=== DATA EXTRACT ===

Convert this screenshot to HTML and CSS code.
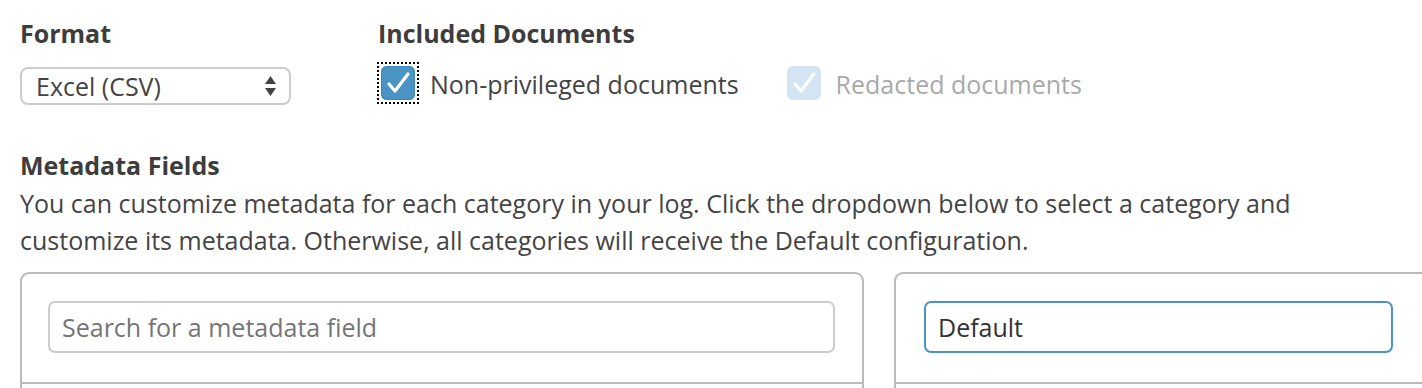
FILE: index.html
```html
<!DOCTYPE html>
<html>
<head>
<meta charset="utf-8">
<link rel="stylesheet" href="styles.css">
</head>
<body>
<div class="page">
  <div class="top">
    <div class="col format">
      <div class="heading">Format</div>
      <div class="select">
        <span>Excel (CSV)</span>
        <svg class="arrows" width="13" height="22" viewBox="0 0 13 22"><path d="M6.5 1 L12 9 H1 Z" fill="#444"/><path d="M6.5 21 L12 13 H1 Z" fill="#444"/></svg>
      </div>
    </div>
    <div class="col included">
      <div class="heading">Included Documents</div>
      <div class="checks">
        <label class="check">
          <span class="focus"><span class="box on"><svg width="34" height="34" viewBox="0 0 34 34"><path d="M8 18 L14 25 L27 8" fill="none" stroke="#fff" stroke-width="3.2" stroke-linecap="round" stroke-linejoin="round"/></svg></span></span>
          <span class="lbl">Non-privileged documents</span>
        </label>
        <label class="check disabled">
          <span class="focus nofocus"><span class="box off"><svg width="34" height="34" viewBox="0 0 34 34"><path d="M8 18 L14 25 L27 8" fill="none" stroke="#fff" stroke-width="3.2" stroke-linecap="round" stroke-linejoin="round"/></svg></span></span>
          <span class="lbl">Redacted documents</span>
        </label>
      </div>
    </div>
  </div>
  <div class="meta">
    <div class="heading">Metadata Fields</div>
    <p class="desc">You can customize metadata for each category in your log. Click the dropdown below to select a category and customize its metadata. Otherwise, all categories will receive the Default configuration.</p>
  </div>
  <div class="panels">
    <div class="panel left">
      <div class="panel-head"><div class="input placeholder">Search for a metadata field</div></div>
      <div class="panel-body"></div>
    </div>
    <div class="panel right">
      <div class="panel-head"><div class="input active">Default</div></div>
      <div class="panel-body"></div>
    </div>
  </div>
</div>
</body>
</html>
```
FILE: styles.css
```css
html, body {
  margin: 0;
  padding: 0;
  background: #fff;
  overflow: hidden;
}
body {
  font-family: "Open Sans", "Noto Sans", sans-serif;
  color: #444;
  font-size: 25px;
}
.page {
  padding: 16px 0 0 20px;
  width: 1402px;
}
.top {
  display: flex;
}
.format {
  width: 358px;
  flex: none;
}
.heading {
  font-weight: 700;
  font-size: 25px;
  line-height: 34px;
  color: #3d3d3d;
}
.select {
  margin-top: 17px;
  height: 34px;
  border: 2px solid #ccc;
  border-radius: 8px;
  display: flex;
  align-items: center;
  justify-content: space-between;
  padding: 0 12px 0 14px;
  box-sizing: content-box;
  width: 241px;
  line-height: 34px;
}
.arrows { display: block; }
.checks {
  display: flex;
  gap: 45px;
  margin-top: 12px;
}
.check {
  display: flex;
  align-items: center;
}
.focus {
  display: block;
  padding: 3px;
  outline: 2px dotted #000;
  outline-offset: -1px;
}
.nofocus { outline: none; }
.box {
  display: block;
  width: 34px;
  height: 34px;
  border-radius: 6px;
}
.box svg { display: block; }
.box.on { background: #4a94c4; box-shadow: inset 0 0 0 1px #3f86b6; }
.box.off { background: #d3e5f2; }
.lbl {
  margin-left: 12px;
  line-height: 38px;
  padding-top: 3px;
}
.disabled .lbl { color: #a9a9a9; }
.meta {
  margin-top: 43px;
}
.desc {
  margin: 3px 0 0 0;
  line-height: 37px;
  width: 1300px;
}
.panels {
  display: flex;
  gap: 30px;
  margin-top: 13px;
}
.panel {
  border: 2px solid #bbb;
  border-radius: 9px;
  box-sizing: border-box;
  height: 160px;
  flex: none;
}
.panel.left { width: 844px; }
.panel.right { width: 540px; }
.panel-head {
  padding: 27px 27px 29px 26px;
  border-bottom: 2px solid #bbb;
}
.panel.right .panel-head { padding-left: 28px; }
.input {
  height: 48px;
  border: 2px solid #ccc;
  border-radius: 7px;
  display: flex;
  align-items: center;
  padding: 0 12px;
  font-size: 25px;
}
.placeholder { color: #757575; }
.input.active { border-color: #4a94c4; color: #333; width: 441px; }
```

===

- WHAT THE TASK REQUIRES: Without including any pictures, print all of the material exactly as given.

- COMPLETE RESPONSE:
Convert this screenshot to HTML and CSS code.
FILE: index.html
```html
<!DOCTYPE html>
<html>
<head>
<meta charset="utf-8">
<link rel="stylesheet" href="styles.css">
</head>
<body>
<div class="page">
  <div class="top">
    <div class="col format">
      <div class="heading">Format</div>
      <div class="select">
        <span>Excel (CSV)</span>
        <svg class="arrows" width="13" height="22" viewBox="0 0 13 22"><path d="M6.5 1 L12 9 H1 Z" fill="#444"/><path d="M6.5 21 L12 13 H1 Z" fill="#444"/></svg>
      </div>
    </div>
    <div class="col included">
      <div class="heading">Included Documents</div>
      <div class="checks">
        <label class="check">
          <span class="focus"><span class="box on"><svg width="34" height="34" viewBox="0 0 34 34"><path d="M8 18 L14 25 L27 8" fill="none" stroke="#fff" stroke-width="3.2" stroke-linecap="round" stroke-linejoin="round"/></svg></span></span>
          <span class="lbl">Non-privileged documents</span>
        </label>
        <label class="check disabled">
          <span class="focus nofocus"><span class="box off"><svg width="34" height="34" viewBox="0 0 34 34"><path d="M8 18 L14 25 L27 8" fill="none" stroke="#fff" stroke-width="3.2" stroke-linecap="round" stroke-linejoin="round"/></svg></span></span>
          <span class="lbl">Redacted documents</span>
        </label>
      </div>
    </div>
  </div>
  <div class="meta">
    <div class="heading">Metadata Fields</div>
    <p class="desc">You can customize metadata for each category in your log. Click the dropdown below to select a category and customize its metadata. Otherwise, all categories will receive the Default configuration.</p>
  </div>
  <div class="panels">
    <div class="panel left">
      <div class="panel-head"><div class="input placeholder">Search for a metadata field</div></div>
      <div class="panel-body"></div>
    </div>
    <div class="panel right">
      <div class="panel-head"><div class="input active">Default</div></div>
      <div class="panel-body"></div>
    </div>
  </div>
</div>
</body>
</html>
```
FILE: styles.css
```css
html, body {
  margin: 0;
  padding: 0;
  background: #fff;
  overflow: hidden;
}
body {
  font-family: "Open Sans", "Noto Sans", sans-serif;
  color: #444;
  font-size: 25px;
}
.page {
  padding: 16px 0 0 20px;
  width: 1402px;
}
.top {
  display: flex;
}
.format {
  width: 358px;
  flex: none;
}
.heading {
  font-weight: 700;
  font-size: 25px;
  line-height: 34px;
  color: #3d3d3d;
}
.select {
  margin-top: 17px;
  height: 34px;
  border: 2px solid #ccc;
  border-radius: 8px;
  display: flex;
  align-items: center;
  justify-content: space-between;
  padding: 0 12px 0 14px;
  box-sizing: content-box;
  width: 241px;
  line-height: 34px;
}
.arrows { display: block; }
.checks {
  display: flex;
  gap: 45px;
  margin-top: 12px;
}
.check {
  display: flex;
  align-items: center;
}
.focus {
  display: block;
  padding: 3px;
  outline: 2px dotted #000;
  outline-offset: -1px;
}
.nofocus { outline: none; }
.box {
  display: block;
  width: 34px;
  height: 34px;
  border-radius: 6px;
}
.box svg { display: block; }
.box.on { background: #4a94c4; box-shadow: inset 0 0 0 1px #3f86b6; }
.box.off { background: #d3e5f2; }
.lbl {
  margin-left: 12px;
  line-height: 38px;
  padding-top: 3px;
}
.disabled .lbl { color: #a9a9a9; }
.meta {
  margin-top: 43px;
}
.desc {
  margin: 3px 0 0 0;
  line-height: 37px;
  width: 1300px;
}
.panels {
  display: flex;
  gap: 30px;
  margin-top: 13px;
}
.panel {
  border: 2px solid #bbb;
  border-radius: 9px;
  box-sizing: border-box;
  height: 160px;
  flex: none;
}
.panel.left { width: 844px; }
.panel.right { width: 540px; }
.panel-head {
  padding: 27px 27px 29px 26px;
  border-bottom: 2px solid #bbb;
}
.panel.right .panel-head { padding-left: 28px; }
.input {
  height: 48px;
  border: 2px solid #ccc;
  border-radius: 7px;
  display: flex;
  align-items: center;
  padding: 0 12px;
  font-size: 25px;
}
.placeholder { color: #757575; }
.input.active { border-color: #4a94c4; color: #333; width: 441px; }
```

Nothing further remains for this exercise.